Stored items from a collection:
====

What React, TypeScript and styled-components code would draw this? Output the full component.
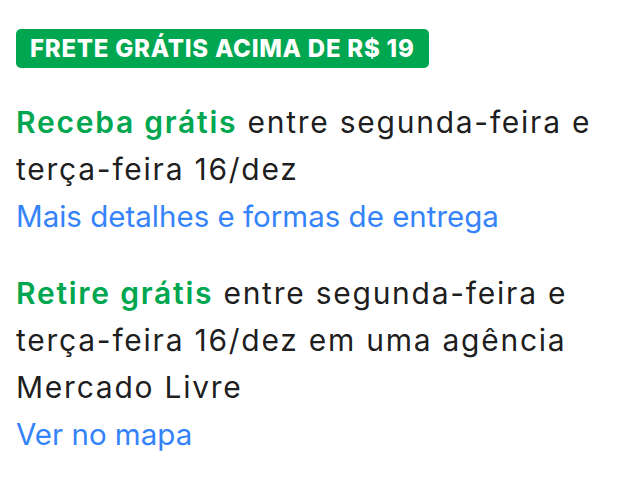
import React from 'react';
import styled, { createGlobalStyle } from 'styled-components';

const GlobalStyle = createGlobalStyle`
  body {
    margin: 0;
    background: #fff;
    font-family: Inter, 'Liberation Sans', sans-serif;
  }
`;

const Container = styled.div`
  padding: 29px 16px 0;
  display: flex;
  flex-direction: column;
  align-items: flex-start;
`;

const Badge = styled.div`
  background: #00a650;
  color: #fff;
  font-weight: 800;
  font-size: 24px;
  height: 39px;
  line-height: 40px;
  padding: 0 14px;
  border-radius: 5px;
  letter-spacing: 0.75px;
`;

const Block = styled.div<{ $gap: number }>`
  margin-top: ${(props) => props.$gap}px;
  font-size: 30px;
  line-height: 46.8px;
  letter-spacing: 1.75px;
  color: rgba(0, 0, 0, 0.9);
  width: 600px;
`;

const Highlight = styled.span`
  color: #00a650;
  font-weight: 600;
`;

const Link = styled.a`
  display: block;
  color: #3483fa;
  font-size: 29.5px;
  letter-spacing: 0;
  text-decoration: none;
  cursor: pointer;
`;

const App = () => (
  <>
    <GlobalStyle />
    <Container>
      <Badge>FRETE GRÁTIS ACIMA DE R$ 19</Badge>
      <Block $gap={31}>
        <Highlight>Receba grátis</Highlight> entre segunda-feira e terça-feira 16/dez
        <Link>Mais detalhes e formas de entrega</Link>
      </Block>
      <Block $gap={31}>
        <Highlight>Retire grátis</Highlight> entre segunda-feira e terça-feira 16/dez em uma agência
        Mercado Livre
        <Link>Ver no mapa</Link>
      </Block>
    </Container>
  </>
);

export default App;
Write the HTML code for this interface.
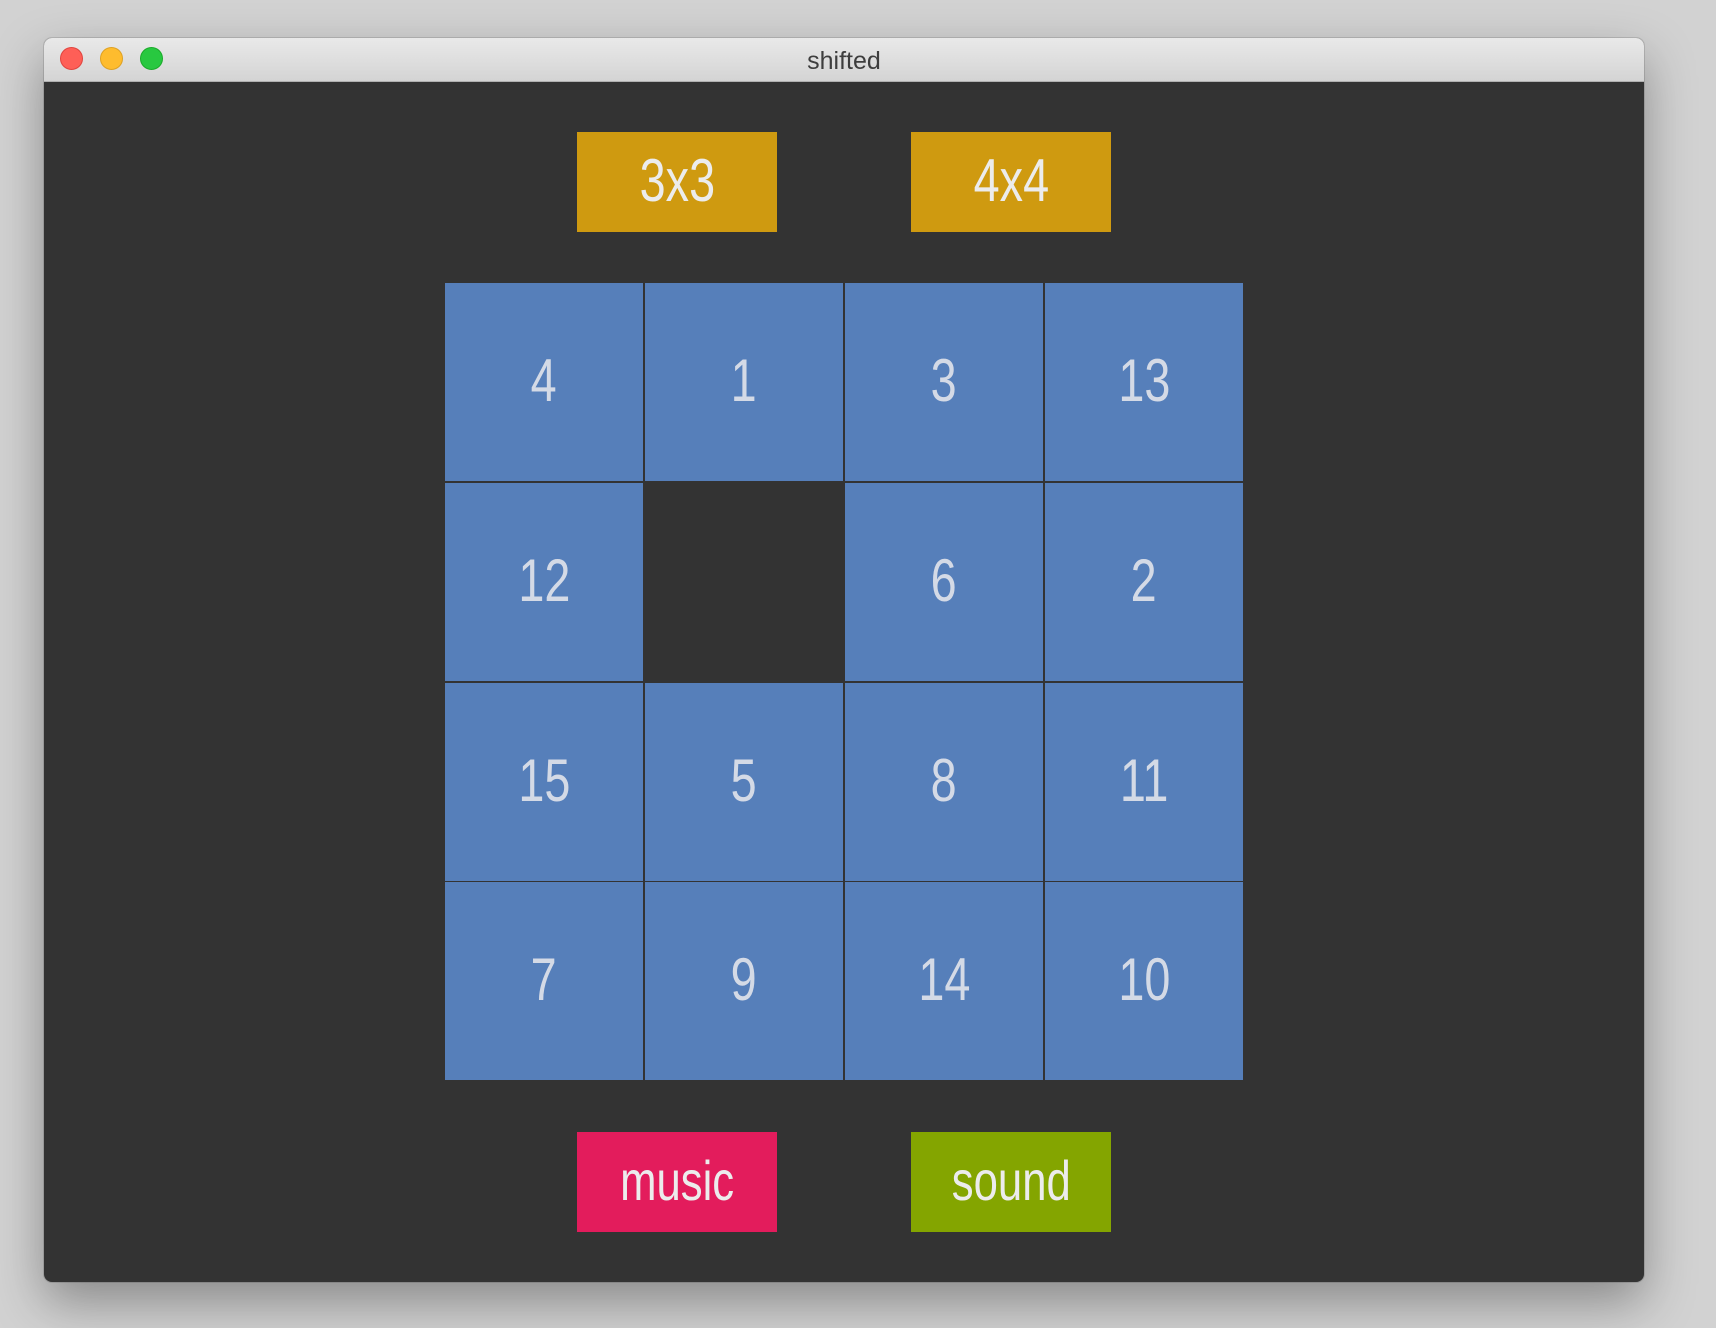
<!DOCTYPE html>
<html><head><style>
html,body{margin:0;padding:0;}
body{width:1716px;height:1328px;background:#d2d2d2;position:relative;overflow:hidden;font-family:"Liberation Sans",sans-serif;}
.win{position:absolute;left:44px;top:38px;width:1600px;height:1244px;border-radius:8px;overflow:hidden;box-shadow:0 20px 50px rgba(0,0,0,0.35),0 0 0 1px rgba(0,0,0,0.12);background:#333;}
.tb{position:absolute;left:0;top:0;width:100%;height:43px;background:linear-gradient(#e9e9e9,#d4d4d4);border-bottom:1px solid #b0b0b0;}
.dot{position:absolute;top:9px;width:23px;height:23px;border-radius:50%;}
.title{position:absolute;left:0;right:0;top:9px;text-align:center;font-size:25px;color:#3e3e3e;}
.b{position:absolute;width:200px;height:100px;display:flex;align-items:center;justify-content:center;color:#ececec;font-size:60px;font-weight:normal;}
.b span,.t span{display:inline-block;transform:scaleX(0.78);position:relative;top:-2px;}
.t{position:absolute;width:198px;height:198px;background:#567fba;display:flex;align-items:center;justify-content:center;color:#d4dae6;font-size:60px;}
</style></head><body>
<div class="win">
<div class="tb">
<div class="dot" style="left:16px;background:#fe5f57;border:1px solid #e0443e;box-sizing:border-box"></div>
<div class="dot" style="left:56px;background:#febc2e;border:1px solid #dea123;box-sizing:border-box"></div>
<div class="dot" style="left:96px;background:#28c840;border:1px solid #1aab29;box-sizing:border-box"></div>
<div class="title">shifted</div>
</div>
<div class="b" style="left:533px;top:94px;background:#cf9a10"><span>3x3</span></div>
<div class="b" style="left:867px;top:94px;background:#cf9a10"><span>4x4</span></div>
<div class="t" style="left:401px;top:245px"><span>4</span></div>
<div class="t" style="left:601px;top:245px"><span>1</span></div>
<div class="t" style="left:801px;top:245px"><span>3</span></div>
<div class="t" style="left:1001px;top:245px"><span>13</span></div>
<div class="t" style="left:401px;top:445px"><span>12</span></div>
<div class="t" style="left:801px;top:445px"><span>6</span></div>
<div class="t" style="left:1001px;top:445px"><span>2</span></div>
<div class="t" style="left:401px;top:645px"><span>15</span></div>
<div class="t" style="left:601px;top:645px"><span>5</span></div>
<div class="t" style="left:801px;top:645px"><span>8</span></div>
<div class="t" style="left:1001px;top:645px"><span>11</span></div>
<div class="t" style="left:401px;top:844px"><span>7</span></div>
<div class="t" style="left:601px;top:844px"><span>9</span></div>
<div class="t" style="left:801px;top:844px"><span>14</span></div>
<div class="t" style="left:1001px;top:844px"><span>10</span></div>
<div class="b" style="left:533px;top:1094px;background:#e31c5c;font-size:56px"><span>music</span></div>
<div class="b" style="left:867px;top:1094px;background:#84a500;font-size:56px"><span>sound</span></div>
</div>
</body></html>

====

## The problem
Transcribe the material exactly, keeping every word and none of the pictures.

## Output of the exercise
What React, TypeScript and styled-components code would draw this? Output the full component.
import React from 'react';
import styled, { createGlobalStyle } from 'styled-components';

const GlobalStyle = createGlobalStyle`
  body {
    margin: 0;
    background: #fff;
    font-family: Inter, 'Liberation Sans', sans-serif;
  }
`;

const Container = styled.div`
  padding: 29px 16px 0;
  display: flex;
  flex-direction: column;
  align-items: flex-start;
`;

const Badge = styled.div`
  background: #00a650;
  color: #fff;
  font-weight: 800;
  font-size: 24px;
  height: 39px;
  line-height: 40px;
  padding: 0 14px;
  border-radius: 5px;
  letter-spacing: 0.75px;
`;

const Block = styled.div<{ $gap: number }>`
  margin-top: ${(props) => props.$gap}px;
  font-size: 30px;
  line-height: 46.8px;
  letter-spacing: 1.75px;
  color: rgba(0, 0, 0, 0.9);
  width: 600px;
`;

const Highlight = styled.span`
  color: #00a650;
  font-weight: 600;
`;

const Link = styled.a`
  display: block;
  color: #3483fa;
  font-size: 29.5px;
  letter-spacing: 0;
  text-decoration: none;
  cursor: pointer;
`;

const App = () => (
  <>
    <GlobalStyle />
    <Container>
      <Badge>FRETE GRÁTIS ACIMA DE R$ 19</Badge>
      <Block $gap={31}>
        <Highlight>Receba grátis</Highlight> entre segunda-feira e terça-feira 16/dez
        <Link>Mais detalhes e formas de entrega</Link>
      </Block>
      <Block $gap={31}>
        <Highlight>Retire grátis</Highlight> entre segunda-feira e terça-feira 16/dez em uma agência
        Mercado Livre
        <Link>Ver no mapa</Link>
      </Block>
    </Container>
  </>
);

export default App;
Write the HTML code for this interface.
<!DOCTYPE html>
<html><head><style>
html,body{margin:0;padding:0;}
body{width:1716px;height:1328px;background:#d2d2d2;position:relative;overflow:hidden;font-family:"Liberation Sans",sans-serif;}
.win{position:absolute;left:44px;top:38px;width:1600px;height:1244px;border-radius:8px;overflow:hidden;box-shadow:0 20px 50px rgba(0,0,0,0.35),0 0 0 1px rgba(0,0,0,0.12);background:#333;}
.tb{position:absolute;left:0;top:0;width:100%;height:43px;background:linear-gradient(#e9e9e9,#d4d4d4);border-bottom:1px solid #b0b0b0;}
.dot{position:absolute;top:9px;width:23px;height:23px;border-radius:50%;}
.title{position:absolute;left:0;right:0;top:9px;text-align:center;font-size:25px;color:#3e3e3e;}
.b{position:absolute;width:200px;height:100px;display:flex;align-items:center;justify-content:center;color:#ececec;font-size:60px;font-weight:normal;}
.b span,.t span{display:inline-block;transform:scaleX(0.78);position:relative;top:-2px;}
.t{position:absolute;width:198px;height:198px;background:#567fba;display:flex;align-items:center;justify-content:center;color:#d4dae6;font-size:60px;}
</style></head><body>
<div class="win">
<div class="tb">
<div class="dot" style="left:16px;background:#fe5f57;border:1px solid #e0443e;box-sizing:border-box"></div>
<div class="dot" style="left:56px;background:#febc2e;border:1px solid #dea123;box-sizing:border-box"></div>
<div class="dot" style="left:96px;background:#28c840;border:1px solid #1aab29;box-sizing:border-box"></div>
<div class="title">shifted</div>
</div>
<div class="b" style="left:533px;top:94px;background:#cf9a10"><span>3x3</span></div>
<div class="b" style="left:867px;top:94px;background:#cf9a10"><span>4x4</span></div>
<div class="t" style="left:401px;top:245px"><span>4</span></div>
<div class="t" style="left:601px;top:245px"><span>1</span></div>
<div class="t" style="left:801px;top:245px"><span>3</span></div>
<div class="t" style="left:1001px;top:245px"><span>13</span></div>
<div class="t" style="left:401px;top:445px"><span>12</span></div>
<div class="t" style="left:801px;top:445px"><span>6</span></div>
<div class="t" style="left:1001px;top:445px"><span>2</span></div>
<div class="t" style="left:401px;top:645px"><span>15</span></div>
<div class="t" style="left:601px;top:645px"><span>5</span></div>
<div class="t" style="left:801px;top:645px"><span>8</span></div>
<div class="t" style="left:1001px;top:645px"><span>11</span></div>
<div class="t" style="left:401px;top:844px"><span>7</span></div>
<div class="t" style="left:601px;top:844px"><span>9</span></div>
<div class="t" style="left:801px;top:844px"><span>14</span></div>
<div class="t" style="left:1001px;top:844px"><span>10</span></div>
<div class="b" style="left:533px;top:1094px;background:#e31c5c;font-size:56px"><span>music</span></div>
<div class="b" style="left:867px;top:1094px;background:#84a500;font-size:56px"><span>sound</span></div>
</div>
</body></html>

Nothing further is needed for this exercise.